The working class once formed the living backbone of the church — farmers, laborers, single mothers, service workers, the people who built and maintained the world. But over time, the establishment church traded solidarity for spectacle. It moved from the neighborhood to the suburb, from the table to the stage, from the people to the platform. In doing so, it abandoned the very class that once filled its pews and powered its revival movements.
Stand-Out Truth: The Gospel Was Never Meant to Be a Luxury Brand
The teachings of Jesus were working-class to the core — fishermen, field hands, debtors, and day-laborers were His audience. Yet the institutional church became an employer of elites, a stage for professionals, and a marketplace for spiritual products. Sermons began to sound like corporate self-help manuals; prosperity replaced compassion; “faith” became performance. The poor were told their suffering was evidence of weak belief rather than a call to collective mercy and redistribution.
How the System Harmed the Working Class
Economic Exploitation: Tithing and “seed-faith” teachings turned desperation into profit. Poor families gave beyond their means while wealthy donors gained influence and visibility.
Spiritual Gaslighting: Workers were told to “trust God” instead of organizing for justice — pacified rather than empowered.
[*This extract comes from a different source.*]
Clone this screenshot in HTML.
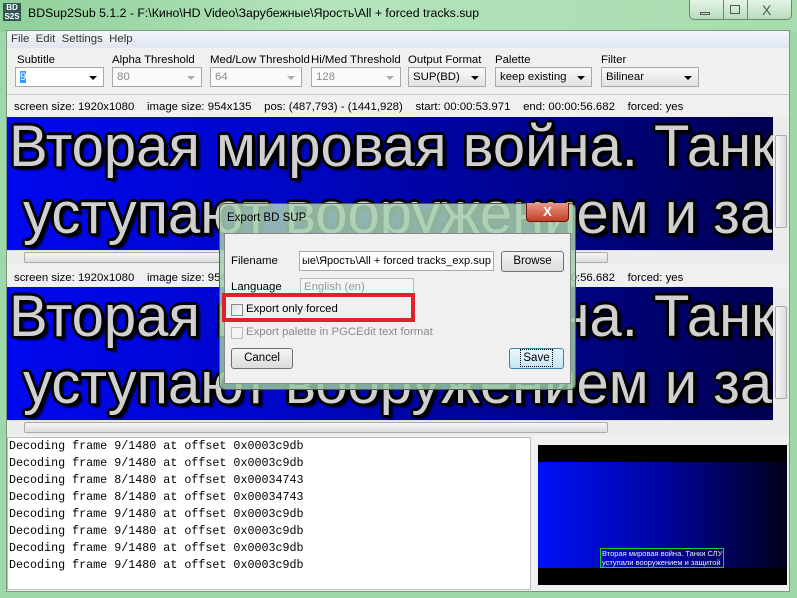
<!DOCTYPE html>
<html><head><meta charset="utf-8"><style>
*{box-sizing:border-box;margin:0;padding:0}
body{width:797px;height:598px;overflow:hidden;position:relative;background:#9fd8a8;font-family:"Liberation Sans","DejaVu Sans",sans-serif;font-size:11.4px;color:#000}
.a{position:absolute}
.t{white-space:nowrap}
.combo{position:absolute;height:20px;border:1px solid #a8a8a8;background:#fff;font-size:11.4px;padding:3px 4px;white-space:nowrap}
.combo.dis{color:#8a8a8a;background:#fafafa}
.combo:after{content:"";position:absolute;right:6px;top:8px;border-left:4px solid transparent;border-right:4px solid transparent;border-top:4px solid #000}
.combo.dis:after{border-top-color:#aaa}
.combo.btn{background:linear-gradient(#fafafa,#e2e2e2)}
.panel{position:absolute;left:7px;width:766px;background:linear-gradient(90deg,#0008f0 0%,#0006c8 35%,#00038a 70%,#000050 100%);overflow:hidden}
.big{position:absolute;font-size:58px;color:#d0d0d0;white-space:nowrap;font-family:"Liberation Sans",sans-serif;text-shadow:-2px -2px 0 #000,2px -2px 0 #000,-2px 2px 0 #000,2px 2px 0 #000,0 3px 0 #000,3px 0 0 #000,-3px 0 0 #000,0 -3px 0 #000,4px 4px 2px #000}
.hs{position:absolute;left:7px;width:766px;height:15px;background:#ececec;border-top:1px solid #ddd}
.vs{position:absolute;left:773px;width:16px;background:#ececec}
.btnw{position:absolute;height:21px;border:1px solid #707070;border-radius:3px;background:linear-gradient(#f4f4f4,#dcdcdc);text-align:center;font-size:11.5px;line-height:19px}
.log{font-family:"Liberation Mono",monospace;font-size:11.7px;line-height:17px}
</style></head><body>
<div class="a" style="left:0;top:0;width:797px;height:32px;background:linear-gradient(90deg,#8fcf99,#b4e4bb 40%,#a6dcae)"></div>
<div class="a" style="left:3px;top:3px;width:18px;height:18px;background:#355;color:#fff;font-size:8px;font-weight:bold;line-height:9px;text-align:center">BD<br>S2S</div>
<div class="a t" style="left:28px;top:6px;font-size:12.3px">BDSup2Sub 5.1.2 - F:\Кино\HD Video\Зарубежные\Ярость\All + forced tracks.sup</div>
<div class="a" style="left:689px;top:0;width:103px;height:20px;border:1px solid #6a8a70;border-top:none;border-radius:0 0 5px 5px;background:linear-gradient(#e4f4e6,#b8dcbc)"></div>
<div class="a" style="left:723px;top:0;width:1px;height:20px;background:#6a8a70"></div>
<div class="a" style="left:747px;top:0;width:1px;height:20px;background:#6a8a70"></div>
<div class="a" style="left:700px;top:12px;width:10px;height:3px;border:1px solid #555"></div>
<div class="a" style="left:730px;top:5px;width:10px;height:9px;border:1px solid #555"></div>
<div class="a t" style="left:762px;top:2px;font-size:14px;color:#555">X</div>
<div class="a" style="left:6px;top:30px;width:784px;height:562px;background:#f0f0f0;border:1px solid #7a9a80"></div>
<div class="a" style="left:7px;top:31px;width:782px;height:17px;background:linear-gradient(#f4f6fa,#dfe6f2)"></div>
<div class="a t" style="left:11px;top:33px;color:#333">File&nbsp;&nbsp;Edit&nbsp;&nbsp;Settings&nbsp;&nbsp;Help</div>
<div class="a t" style="left:17px;top:54px">Subtitle</div>
<div class="a t" style="left:112px;top:54px">Alpha Threshold</div>
<div class="a t" style="left:210px;top:54px">Med/Low Threshold</div>
<div class="a t" style="left:311px;top:54px">Hi/Med Threshold</div>
<div class="a t" style="left:408px;top:54px">Output Format</div>
<div class="a t" style="left:495px;top:54px">Palette</div>
<div class="a t" style="left:601px;top:54px">Filter</div>
<div class="combo" style="left:15px;top:67px;width:89px"><span style="background:#3399ff;color:#fff">9</span></div>
<div class="combo dis" style="left:112px;top:67px;width:90px">80</div>
<div class="combo dis" style="left:210px;top:67px;width:92px">64</div>
<div class="combo dis" style="left:311px;top:67px;width:90px">128</div>
<div class="combo btn" style="left:408px;top:67px;width:78px">SUP(BD)</div>
<div class="combo btn" style="left:495px;top:67px;width:97px">keep existing</div>
<div class="combo btn" style="left:601px;top:67px;width:98px">Bilinear</div>
<div class="a" style="left:7px;top:94px;width:782px;height:1px;background:#ccc"></div>
<div class="a t" style="left:14px;top:101px">screen size: 1920x1080&nbsp;&nbsp;&nbsp; image size: 954x135&nbsp;&nbsp;&nbsp; pos: (487,793) - (1441,928)&nbsp;&nbsp;&nbsp; start: 00:00:53.971&nbsp;&nbsp;&nbsp; end: 00:00:56.682&nbsp;&nbsp;&nbsp; forced: yes</div>
<div class="panel" style="top:117px;height:133px">
<div class="big" style="left:2px;top:-4px">Вторая мировая война. Танк</div>
<div class="big" style="left:16px;top:63px">уступают вооружением и за</div>
</div>
<div class="hs" style="top:250px"></div>
<div class="a" style="left:24px;top:252px;width:584px;height:11px;border:1px solid #aaa;border-radius:2px;background:linear-gradient(#f6f6f6,#dcdcdc)"></div>
<div class="vs" style="top:117px;height:148px"></div>
<div class="a" style="left:775px;top:135px;width:12px;height:93px;border:1px solid #aaa;border-radius:2px;background:linear-gradient(90deg,#f6f6f6,#dcdcdc)"></div>
<div class="a t" style="left:14px;top:272px">screen size: 1920x1080&nbsp;&nbsp;&nbsp; image size: 954x135&nbsp;&nbsp;&nbsp; pos: (487,793) - (1441,928)&nbsp;&nbsp;&nbsp; start: 00:00:53.971&nbsp;&nbsp;&nbsp; end: 00:00:56.682&nbsp;&nbsp;&nbsp; forced: yes</div>
<div class="panel" style="top:287px;height:133px">
<div class="big" style="left:2px;top:-4px">Вторая мировая война. Танк</div>
<div class="big" style="left:16px;top:63px">уступают вооружением и за</div>
</div>
<div class="hs" style="top:420px"></div>
<div class="a" style="left:24px;top:422px;width:584px;height:11px;border:1px solid #aaa;border-radius:2px;background:linear-gradient(#f6f6f6,#dcdcdc)"></div>
<div class="vs" style="top:287px;height:148px"></div>
<div class="a" style="left:775px;top:306px;width:12px;height:93px;border:1px solid #aaa;border-radius:2px;background:linear-gradient(90deg,#f6f6f6,#dcdcdc)"></div>
<div class="a" style="left:7px;top:437px;width:524px;height:153px;background:#fff;border:1px solid #bbb"></div>
<div class="a log t" style="left:9px;top:438px">Decoding frame 9/1480 at offset 0x0003c9db<br>Decoding frame 9/1480 at offset 0x0003c9db<br>Decoding frame 8/1480 at offset 0x00034743<br>Decoding frame 8/1480 at offset 0x00034743<br>Decoding frame 9/1480 at offset 0x0003c9db<br>Decoding frame 9/1480 at offset 0x0003c9db<br>Decoding frame 9/1480 at offset 0x0003c9db<br>Decoding frame 9/1480 at offset 0x0003c9db</div>
<div class="a" style="left:538px;top:445px;width:249px;height:140px;background:#000"></div>
<div class="a" style="left:538px;top:462px;width:249px;height:106px;background:linear-gradient(90deg,#0010f8,#0004a0 50%,#00001a)"></div>
<div class="a t" style="left:600px;top:548px;font-size:7.5px;line-height:9px;color:#eee;border:1px solid #2c2;padding:0 1px">Вторая мировая война. Танки СЛУ<br>уступали вооружением и защитой</div>
<div class="a" style="left:219px;top:203px;width:357px;height:187px;border:1px solid #555;border-radius:6px;background:linear-gradient(rgba(170,210,180,.85),rgba(150,200,165,.85))"></div>
<div class="a t" style="left:227px;top:212px;font-size:11.5px">Export BD SUP</div>
<div class="a" style="left:526px;top:203px;width:43px;height:19px;border:1px solid #6b1a10;border-top:none;border-radius:0 0 4px 4px;background:linear-gradient(#e89a88,#c0402a);color:#fff;text-align:center;font-weight:bold;font-size:13px;line-height:18px">X</div>
<div class="a" style="left:224px;top:233px;width:347px;height:151px;background:#f0f0f0;border:1px solid #888"></div>
<div class="a t" style="left:231px;top:255px">Filename</div>
<div class="a t" style="left:299px;top:251px;width:195px;height:20px;border:1px solid #aaa;background:#fff;padding:3px 2px;overflow:hidden;font-size:11px">ые\Ярость\All + forced tracks_exp.sup</div>
<div class="btnw" style="left:501px;top:251px;width:63px">Browse</div>
<div class="a t" style="left:231px;top:281px">Language</div>
<div class="a t" style="left:300px;top:278px;width:114px;height:19px;border:1px solid #bbb;background:#f4f4f4;color:#999;padding:2px 3px">English (en)</div>
<div class="a" style="left:222px;top:293px;width:193px;height:29px;background:#f0f0f0;border:4px solid #e0202a"></div>
<div class="a" style="left:231px;top:304px;width:12px;height:12px;border:1px solid #888;background:linear-gradient(135deg,#ddd,#fff)"></div>
<div class="a t" style="left:246px;top:303px">Export only forced</div>
<div class="a" style="left:231px;top:327px;width:12px;height:12px;border:1px solid #bbb;background:#f4f4f4"></div>
<div class="a t" style="left:246px;top:326px;color:#8a8a8a">Export palette in PGCEdit text format</div>
<div class="btnw" style="left:231px;top:348px;width:62px">Cancel</div>
<div class="btnw" style="left:509px;top:348px;width:55px;border-color:#3c7fb1;background:linear-gradient(#eaf6fd,#c4e5f6)"><span style="outline:1px dotted #000;outline-offset:2px">Save</span></div>
</body></html>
Systemic oppression was rebranded as divine testing.
Cultural Erasure: Working-class expression — honest language, rough edges, street wisdom — was scrubbed out in favor of polished professionalism and megachurch aesthetics.
Political Betrayal: Churches aligned with corporate power and right-wing nationalism, using fear to maintain attendance while voting against workers’ rights, healthcare, and living wages.
Isolation of the Marginalized: The single parent, the addict, the unemployed, and the neurodivergent believer were quietly pushed out — too messy for the program, too real for the image.
Call to Action: Take Back the Table
Revival begins where exploitation ends. Working-class believers must reclaim the faith of the Carpenter — the one who flipped tables, fed the hungry, and called the powerful to account.
Build neighborhood hubs, not celebrity brands. Break bread, not spirits. Practice mercy in motion.
Because the Kingdom doesn’t come through cathedrals or conferences — it comes through calloused hands and open hearts saying together:
“Let’s build something better.”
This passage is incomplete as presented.